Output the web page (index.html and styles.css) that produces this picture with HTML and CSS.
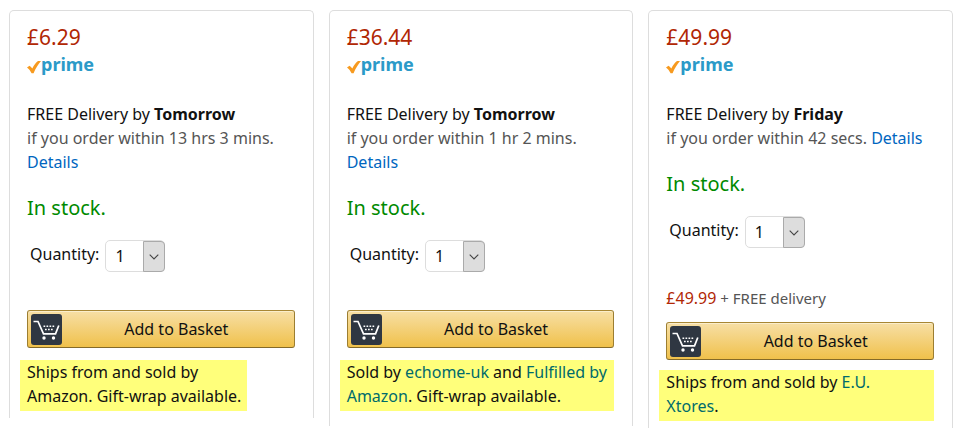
FILE: index.html
```html
<!DOCTYPE html>
<html lang="en">
<head>
    <meta charset="UTF-8">
    <meta name="viewport" content="width=device-width, initial-scale=1.0">
    <title>Buying options</title>
    <link rel="stylesheet" href="styles.css">
</head>
<body>
    <!-- Shared icons -->
    <svg class="sprites" aria-hidden="true">
        <symbol id="check" viewBox="0 0 14 14">
            <path d="M0 7.500L2.500 5.800C3.600 6.500 4.500 7.400 5.300 8.500C7 5 9 2.500 11 1L14 1C11 4.500 8.500 8.500 6.600 13.300L4.600 13.300C3.500 11 2 9 0 7.500Z" fill="#f79a1f"/>
        </symbol>
        <symbol id="cart" viewBox="0 0 31 31">
            <path d="M2.500 7.500H7L12.500 19.800H24.500L27.800 11.500" fill="none" stroke="#fff" stroke-width="1.700"/>
            <path d="M12.500 12.300h1.700m1.300 0h1.700m1.300 0h1.700m1.300 0h1.700M14 15.500h1.700m1.300 0h1.700m1.300 0h1.700" fill="none" stroke="#fff" stroke-width="1.500"/>
            <circle cx="13" cy="24" r="1.700" fill="#fff"/>
            <circle cx="22.500" cy="24" r="1.700" fill="#fff"/>
        </symbol>
        <symbol id="arrow" viewBox="0 0 10 6">
            <path d="M0.700 0.700L5 5L9.300 0.700" fill="none" stroke="#444" stroke-width="1.100"/>
        </symbol>
    </svg>

    <main class="offers">
        <section class="card">
            <div class="price">£6.29</div>
            <div class="prime"><svg class="check"><use href="#check"/></svg><span>prime</span></div>
            <p class="delivery">
                <span class="free">FREE Delivery by <strong>Tomorrow</strong></span><br>
                if you order within 13 hrs 3 mins.<br>
                <a href="#">Details</a>
            </p>
            <div class="stock">In stock.</div>
            <div class="quantity">
                <label for="qty-1">Quantity:</label>
                <div class="select">
                    <select id="qty-1"><option>1</option><option>2</option><option>3</option></select>
                    <span class="arrow"><svg><use href="#arrow"/></svg></span>
                </div>
            </div>
            <button class="basket" type="button">
                <span class="cart"><svg><use href="#cart"/></svg></span>
                <span class="basket-text">Add to Basket</span>
            </button>
            <p class="seller seller-fit">Ships from and sold by<br>Amazon. Gift-wrap available.</p>
        </section>

        <section class="card card-long">
            <div class="price">£36.44</div>
            <div class="prime"><svg class="check"><use href="#check"/></svg><span>prime</span></div>
            <p class="delivery">
                <span class="free">FREE Delivery by <strong>Tomorrow</strong></span><br>
                if you order within 1 hr 2 mins.<br>
                <a href="#">Details</a>
            </p>
            <div class="stock">In stock.</div>
            <div class="quantity">
                <label for="qty-2">Quantity:</label>
                <div class="select">
                    <select id="qty-2"><option>1</option><option>2</option><option>3</option></select>
                    <span class="arrow"><svg><use href="#arrow"/></svg></span>
                </div>
            </div>
            <button class="basket" type="button">
                <span class="cart"><svg><use href="#cart"/></svg></span>
                <span class="basket-text">Add to Basket</span>
            </button>
            <p class="seller">Sold by <a href="#">echome-uk</a> and <a href="#">Fulfilled by<br>Amazon</a>. Gift-wrap available.</p>
        </section>

        <section class="card">
            <div class="price">£49.99</div>
            <div class="prime"><svg class="check"><use href="#check"/></svg><span>prime</span></div>
            <p class="delivery">
                <span class="free">FREE Delivery by <strong>Friday</strong></span><br>
                if you order within 42 secs. <a href="#">Details</a>
            </p>
            <div class="stock">In stock.</div>
            <div class="quantity">
                <label for="qty-3">Quantity:</label>
                <div class="select">
                    <select id="qty-3"><option>1</option><option>2</option><option>3</option></select>
                    <span class="arrow"><svg><use href="#arrow"/></svg></span>
                </div>
            </div>
            <div class="total"><span class="amount">£49.99</span> + FREE delivery</div>
            <button class="basket" type="button">
                <span class="cart"><svg><use href="#cart"/></svg></span>
                <span class="basket-text">Add to Basket</span>
            </button>
            <p class="seller">Ships from and sold by <a href="#">E.U.<br>Xtores</a>.</p>
        </section>
    </main>
</body>
</html>
```

FILE: styles.css
```css
* {
    box-sizing: border-box;
}
body {
    margin: 0;
    background: #fff;
    color: #111;
    font-family: "Noto Sans", sans-serif;
    font-size: 16px;
    line-height: 24px;
}
p {
    margin: 0;
}
a {
    color: #0066c0;
    text-decoration: none;
}
a:hover {
    text-decoration: underline;
}
.sprites {
    position: absolute;
    width: 0;
    height: 0;
}
.offers {
    display: flex;
    align-items: flex-start;
    gap: 15px;
    padding: 10px 10px 0 9px;
}
.card {
    flex: 1;
    min-width: 0;
    padding: 11px 18px 7px 17px;
    border: 1px solid #ddd;
    border-bottom: none;
    border-radius: 5px 5px 0 0;
}
.card-long {
    padding-bottom: 15px;
}
.price {
    color: #b12704;
    font-size: 21px;
    line-height: 30px;
}
.prime {
    display: flex;
    align-items: center;
    height: 24px;
    color: #2b9ac8;
    font-size: 18px;
    font-weight: bold;
}
.check {
    width: 14px;
    height: 14px;
    margin-top: 6px;
}
.delivery {
    margin-top: 26px;
    color: #555;
}
.free {
    color: #111;
}
.stock {
    margin-top: 19px;
    color: #008a00;
    font-size: 20px;
    line-height: 30px;
}
.quantity {
    display: flex;
    gap: 6px;
    margin: 17px 0 38px;
    padding-left: 3px;
}
.quantity label {
    padding-top: 2px;
}
.select {
    position: relative;
    width: 60px;
    height: 32px;
}
.select select {
    width: 100%;
    height: 100%;
    padding: 0 0 0 9px;
    appearance: none;
    background: #fff;
    border: 1px solid #ddd;
    border-radius: 5px;
    color: #111;
    font: inherit;
}
.arrow {
    position: absolute;
    top: 1px;
    right: 0;
    display: flex;
    align-items: center;
    justify-content: center;
    width: 22px;
    height: 31px;
    background: #ddd;
    border: 1px solid #aaa;
    border-radius: 0 4px 4px 0;
    pointer-events: none;
}
.arrow svg {
    width: 10px;
    height: 6px;
}
.total {
    margin-bottom: 12px;
    color: #555;
    font-size: 15px;
}
.amount {
    color: #b12704;
    font-size: 16px;
}
.basket {
    display: flex;
    align-items: center;
    width: 100%;
    height: 38px;
    padding: 0 3px;
    background: linear-gradient(#f7dfa5, #f0c14b);
    border: 1px solid;
    border-color: #a88734 #9c7e31 #846a29;
    border-radius: 3px;
    box-shadow: inset 0 1px 0 #fbeecb;
    color: #111;
    font: inherit;
    cursor: pointer;
}
.basket:hover {
    background: linear-gradient(#f5d78e, #eeb933);
}
.cart {
    width: 31px;
    height: 31px;
    background: #2f3742;
    border-radius: 3px;
}
.cart svg {
    display: block;
    width: 31px;
    height: 31px;
}
.basket-text {
    flex: 1;
    text-align: center;
}
.seller {
    margin: 12px 0 0 -7px;
    padding: 0 0 3px 7px;
    background: #ffff7b;
    white-space: nowrap;
}
.seller-fit {
    width: fit-content;
    padding-right: 6px;
}
.seller a {
    color: #006b6b;
}
.total ~ .seller {
    margin-top: 10px;
}
```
-*-*-
• _Directions_: Your task is to repeat the data above exactly while excluding the pictures.

• _Answer to the exercise_:
Output the web page (index.html and styles.css) that produces this picture with HTML and CSS.
FILE: index.html
```html
<!DOCTYPE html>
<html lang="en">
<head>
    <meta charset="UTF-8">
    <meta name="viewport" content="width=device-width, initial-scale=1.0">
    <title>Buying options</title>
    <link rel="stylesheet" href="styles.css">
</head>
<body>
    <!-- Shared icons -->
    <svg class="sprites" aria-hidden="true">
        <symbol id="check" viewBox="0 0 14 14">
            <path d="M0 7.500L2.500 5.800C3.600 6.500 4.500 7.400 5.300 8.500C7 5 9 2.500 11 1L14 1C11 4.500 8.500 8.500 6.600 13.300L4.600 13.300C3.500 11 2 9 0 7.500Z" fill="#f79a1f"/>
        </symbol>
        <symbol id="cart" viewBox="0 0 31 31">
            <path d="M2.500 7.500H7L12.500 19.800H24.500L27.800 11.500" fill="none" stroke="#fff" stroke-width="1.700"/>
            <path d="M12.500 12.300h1.700m1.300 0h1.700m1.300 0h1.700m1.300 0h1.700M14 15.500h1.700m1.300 0h1.700m1.300 0h1.700" fill="none" stroke="#fff" stroke-width="1.500"/>
            <circle cx="13" cy="24" r="1.700" fill="#fff"/>
            <circle cx="22.500" cy="24" r="1.700" fill="#fff"/>
        </symbol>
        <symbol id="arrow" viewBox="0 0 10 6">
            <path d="M0.700 0.700L5 5L9.300 0.700" fill="none" stroke="#444" stroke-width="1.100"/>
        </symbol>
    </svg>

    <main class="offers">
        <section class="card">
            <div class="price">£6.29</div>
            <div class="prime"><svg class="check"><use href="#check"/></svg><span>prime</span></div>
            <p class="delivery">
                <span class="free">FREE Delivery by <strong>Tomorrow</strong></span><br>
                if you order within 13 hrs 3 mins.<br>
                <a href="#">Details</a>
            </p>
            <div class="stock">In stock.</div>
            <div class="quantity">
                <label for="qty-1">Quantity:</label>
                <div class="select">
                    <select id="qty-1"><option>1</option><option>2</option><option>3</option></select>
                    <span class="arrow"><svg><use href="#arrow"/></svg></span>
                </div>
            </div>
            <button class="basket" type="button">
                <span class="cart"><svg><use href="#cart"/></svg></span>
                <span class="basket-text">Add to Basket</span>
            </button>
            <p class="seller seller-fit">Ships from and sold by<br>Amazon. Gift-wrap available.</p>
        </section>

        <section class="card card-long">
            <div class="price">£36.44</div>
            <div class="prime"><svg class="check"><use href="#check"/></svg><span>prime</span></div>
            <p class="delivery">
                <span class="free">FREE Delivery by <strong>Tomorrow</strong></span><br>
                if you order within 1 hr 2 mins.<br>
                <a href="#">Details</a>
            </p>
            <div class="stock">In stock.</div>
            <div class="quantity">
                <label for="qty-2">Quantity:</label>
                <div class="select">
                    <select id="qty-2"><option>1</option><option>2</option><option>3</option></select>
                    <span class="arrow"><svg><use href="#arrow"/></svg></span>
                </div>
            </div>
            <button class="basket" type="button">
                <span class="cart"><svg><use href="#cart"/></svg></span>
                <span class="basket-text">Add to Basket</span>
            </button>
            <p class="seller">Sold by <a href="#">echome-uk</a> and <a href="#">Fulfilled by<br>Amazon</a>. Gift-wrap available.</p>
        </section>

        <section class="card">
            <div class="price">£49.99</div>
            <div class="prime"><svg class="check"><use href="#check"/></svg><span>prime</span></div>
            <p class="delivery">
                <span class="free">FREE Delivery by <strong>Friday</strong></span><br>
                if you order within 42 secs. <a href="#">Details</a>
            </p>
            <div class="stock">In stock.</div>
            <div class="quantity">
                <label for="qty-3">Quantity:</label>
                <div class="select">
                    <select id="qty-3"><option>1</option><option>2</option><option>3</option></select>
                    <span class="arrow"><svg><use href="#arrow"/></svg></span>
                </div>
            </div>
            <div class="total"><span class="amount">£49.99</span> + FREE delivery</div>
            <button class="basket" type="button">
                <span class="cart"><svg><use href="#cart"/></svg></span>
                <span class="basket-text">Add to Basket</span>
            </button>
            <p class="seller">Ships from and sold by <a href="#">E.U.<br>Xtores</a>.</p>
        </section>
    </main>
</body>
</html>
```

FILE: styles.css
```css
* {
    box-sizing: border-box;
}
body {
    margin: 0;
    background: #fff;
    color: #111;
    font-family: "Noto Sans", sans-serif;
    font-size: 16px;
    line-height: 24px;
}
p {
    margin: 0;
}
a {
    color: #0066c0;
    text-decoration: none;
}
a:hover {
    text-decoration: underline;
}
.sprites {
    position: absolute;
    width: 0;
    height: 0;
}
.offers {
    display: flex;
    align-items: flex-start;
    gap: 15px;
    padding: 10px 10px 0 9px;
}
.card {
    flex: 1;
    min-width: 0;
    padding: 11px 18px 7px 17px;
    border: 1px solid #ddd;
    border-bottom: none;
    border-radius: 5px 5px 0 0;
}
.card-long {
    padding-bottom: 15px;
}
.price {
    color: #b12704;
    font-size: 21px;
    line-height: 30px;
}
.prime {
    display: flex;
    align-items: center;
    height: 24px;
    color: #2b9ac8;
    font-size: 18px;
    font-weight: bold;
}
.check {
    width: 14px;
    height: 14px;
    margin-top: 6px;
}
.delivery {
    margin-top: 26px;
    color: #555;
}
.free {
    color: #111;
}
.stock {
    margin-top: 19px;
    color: #008a00;
    font-size: 20px;
    line-height: 30px;
}
.quantity {
    display: flex;
    gap: 6px;
    margin: 17px 0 38px;
    padding-left: 3px;
}
.quantity label {
    padding-top: 2px;
}
.select {
    position: relative;
    width: 60px;
    height: 32px;
}
.select select {
    width: 100%;
    height: 100%;
    padding: 0 0 0 9px;
    appearance: none;
    background: #fff;
    border: 1px solid #ddd;
    border-radius: 5px;
    color: #111;
    font: inherit;
}
.arrow {
    position: absolute;
    top: 1px;
    right: 0;
    display: flex;
    align-items: center;
    justify-content: center;
    width: 22px;
    height: 31px;
    background: #ddd;
    border: 1px solid #aaa;
    border-radius: 0 4px 4px 0;
    pointer-events: none;
}
.arrow svg {
    width: 10px;
    height: 6px;
}
.total {
    margin-bottom: 12px;
    color: #555;
    font-size: 15px;
}
.amount {
    color: #b12704;
    font-size: 16px;
}
.basket {
    display: flex;
    align-items: center;
    width: 100%;
    height: 38px;
    padding: 0 3px;
    background: linear-gradient(#f7dfa5, #f0c14b);
    border: 1px solid;
    border-color: #a88734 #9c7e31 #846a29;
    border-radius: 3px;
    box-shadow: inset 0 1px 0 #fbeecb;
    color: #111;
    font: inherit;
    cursor: pointer;
}
.basket:hover {
    background: linear-gradient(#f5d78e, #eeb933);
}
.cart {
    width: 31px;
    height: 31px;
    background: #2f3742;
    border-radius: 3px;
}
.cart svg {
    display: block;
    width: 31px;
    height: 31px;
}
.basket-text {
    flex: 1;
    text-align: center;
}
.seller {
    margin: 12px 0 0 -7px;
    padding: 0 0 3px 7px;
    background: #ffff7b;
    white-space: nowrap;
}
.seller-fit {
    width: fit-content;
    padding-right: 6px;
}
.seller a {
    color: #006b6b;
}
.total ~ .seller {
    margin-top: 10px;
}
```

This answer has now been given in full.